Quantum computers could also enable bad actors to pick the locks on cryptography algorithms that secure the world’s digital economy.
Canada was an early leader in quantum, and the federal government has indicated that supporting its homegrown industry is of national importance. Three companies – Xanadu, Photonic Inc. and Nord Quantique – are among 11 that have advanced to the second stage of a U.S. Defense Advanced Research Projects Agency competition challenging developers to show they can build a commercial-grade quantum computer by 2033. Last December, Ottawa committed up to $23-million apiece to those three (plus a fourth company that isn’t in the competition), matching money from DARPA.
If companies in the DARPA process make it to the end, they could get another US$300-million from the U.S. agency. Canadian industry observers are pushing the government to match that.

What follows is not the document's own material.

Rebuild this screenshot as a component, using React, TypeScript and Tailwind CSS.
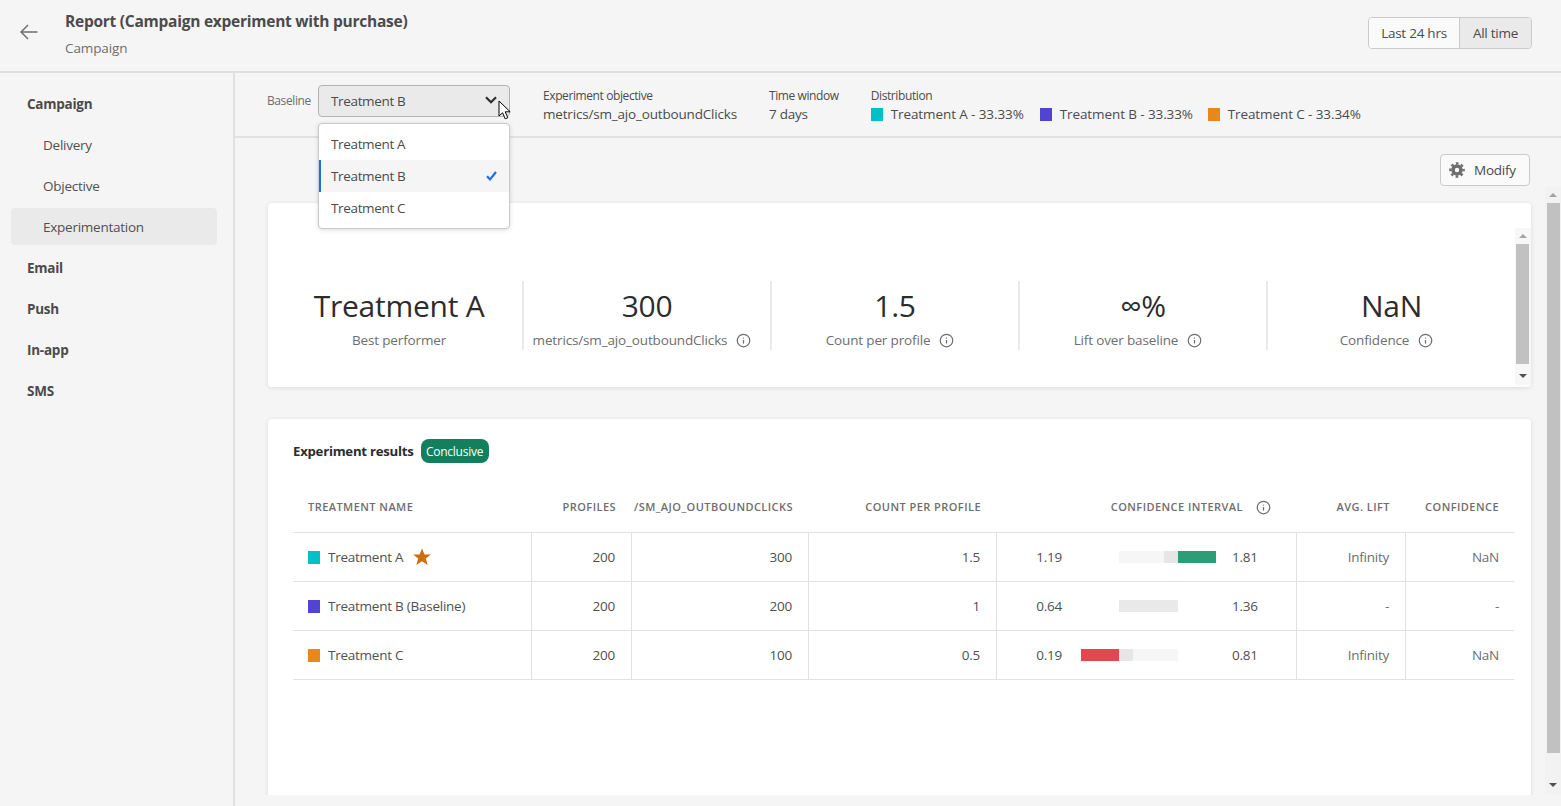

Xanadu’s system performs calculations using packets of laser light connected by fibre optic networks. The method is different from other quantum computers whose chips need to be cooled to temperatures just above absolute zero (-273.15 C), to harness their quantum effects. Xanadu’s machines largely operate at room temperature.
Like others, Xanadu has marked its progress with a series of technical papers published in Nature and other top science journals. In 2022, it became the third group to announce one of its machines had achieved “quantum advantage” by performing a particular calculation in two minutes that would have taken a conventional computer seven million years.
Last year, Xanadu unveiled a chip capable of performing quantum error correction, a measure seen as essential for reaching reliable performance for practical uses. The system is also built via a modular approach, making it easier to network and scale up than other systems.
Continued efforts to correct errors and improve performance remain a key challenge for Xanadu and its rivals – though that hasn’t deterred investors from pouring billions of dollars into the sector in the past two years.
Xanadu has also developed open-source software called Penny Lane that has 35,000 active users across an array of quantum systems.